When Francis treats human scenes, as in ‘A girl commits (fake) suicide with a raygun’, his worldview appears less melancholic and more straight ahead bleak. The static vacuousness and surface banality conveys a contemplative depth, a sort of besmirched joi de vivre that becomes attractive. Beautiful; not in the complimentary way of television, not freely given, not freely revealed but to be discovered in the terms of its own medium. The perspective of a distorted photograph is the subject, the woman is the material, what might be called decorative or illustrative elements are the narrative features.

Coupled with the glazed cliché of the disengaged subject (from contemporary portraits to porn) the result feels like a fresh approach to human composition. The images are from angles we’ve never seen, angles that don’t reference classical poses but situate the viewer almost surreally within the composition. Almost as though someone is flying through a virtual environment, impossible angles so unnatural they present the scene as information. Which on reflection is sometimes the relation we have to our disembodied scenes when we dream.
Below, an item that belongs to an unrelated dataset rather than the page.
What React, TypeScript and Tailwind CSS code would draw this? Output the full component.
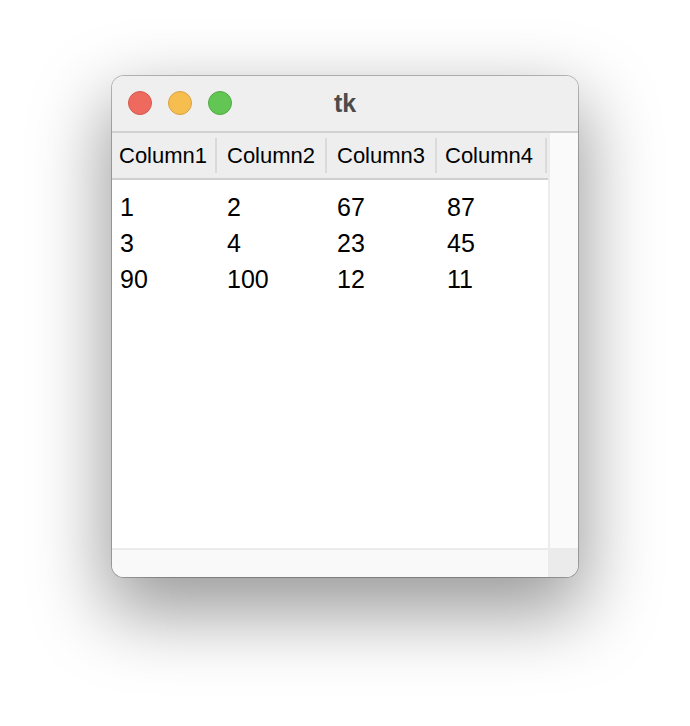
const font = { fontFamily: '"Liberation Sans", Arial, sans-serif' };

const columns = [
  { name: 'Column1', w: 'w-[105px]', hp: 'pl-[7px]', bp: 'pl-[8px]' },
  { name: 'Column2', w: 'w-[110px]', hp: 'pl-[10px]', bp: 'pl-[10px]' },
  { name: 'Column3', w: 'w-[110px]', hp: 'pl-[10px]', bp: 'pl-[10px]' },
  { name: 'Column4', w: 'w-[110px]', hp: 'pl-[8px]', bp: 'pl-[10px]' },
];

const rows = [
  ['1', '2', '67', '87'],
  ['3', '4', '23', '45'],
  ['90', '100', '12', '11'],
];

function TrafficLight({ color, border }: { color: string; border: string }) {
  return <div className={`w-[24px] h-[24px] rounded-full border ${color} ${border}`} />;
}

export default function App() {
  return (
    <div className="w-[690px] h-[726px] bg-white pt-[76px] pl-[112px]" style={font}>
      <div className="w-[466px] h-[501px] flex flex-col rounded-[12px] overflow-hidden bg-white ring-1 ring-black/25 shadow-[0_30px_75px_6px_rgba(0,0,0,0.4)]">
        {/* title bar */}
        <div className="relative h-[57px] shrink-0 bg-[#efefef] border-b-2 border-[#d2d2d2] flex items-center">
          <div className="flex gap-[16px] pl-[16px] pb-[1px]">
            <TrafficLight color="bg-[#ee6a5f]" border="border-[#d5574c]" />
            <TrafficLight color="bg-[#f6be4f]" border="border-[#d9a13f]" />
            <TrafficLight color="bg-[#62c554]" border="border-[#4fab43]" />
          </div>
          <div className="absolute inset-0 flex items-center justify-center pt-[1px] text-[25px] font-bold text-[#4b4b4b]">
            tk
          </div>
        </div>

        <div className="flex flex-1 min-h-0">
          {/* table */}
          <div className="w-[436px] flex flex-col">
            <div className="h-[47px] shrink-0 flex bg-[#eeeeee] border-b-2 border-[#cfcfcf]">
              {columns.map((c) => (
                <div key={c.name} className={`${c.w} flex items-center`}>
                  <div className={`flex-1 ${c.hp} text-[22px] text-black leading-none`}>{c.name}</div>
                  <div className="w-[2px] h-[35px] bg-[#dadada]" />
                </div>
              ))}
            </div>
            <div className="flex-1 pt-[9px] bg-white">
              {rows.map((r, i) => (
                <div key={i} className="h-[36px] flex items-center">
                  {r.map((v, j) => (
                    <div key={j} className={`${columns[j].w} ${columns[j].bp} text-[25px] text-black leading-none`}>
                      {v}
                    </div>
                  ))}
                </div>
              ))}
            </div>
          </div>
          {/* vertical scrollbar */}
          <div className="w-[30px] bg-[#fafafa] border-l-2 border-[#ececec]" />
        </div>

        {/* horizontal scrollbar */}
        <div className="h-[29px] shrink-0 flex border-t-2 border-[#ebebeb]">
          <div className="w-[436px] bg-[#f9f9f9]" />
          <div className="flex-1 bg-[#ebebeb]" />
        </div>
      </div>
    </div>
  );
}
A virtual environment discovered by a dream, visually and contextually degraded by the erosion of it’s containing medium. What’s real? What is to remain from all this information that we create and comsume? These are questions that Francis wants us to consider. The danger is that in approaching these bold and big themes the result might be facile or glib.

Signal to noise ratio

Happily I see very little of myself or necessarily the artist in any of these paintings. There aren’t any grand statements clamouring for my attention. In fact the art itself uses the grandstanding of art, life, sex as the surface noise that over time will become washed away leaving only truth and real forms that underpin our existence and era. From this realisation one can imagine the cynic musing ‘why should there be anything left at all?’ 10,000 years from now, without our constant production, what would the fading memories say about us?

Ian Francis’ 10,000 Years from Now ran from 27th April – 24th May 2012, Lazarides Gallery, 11 Rathbone Place, London.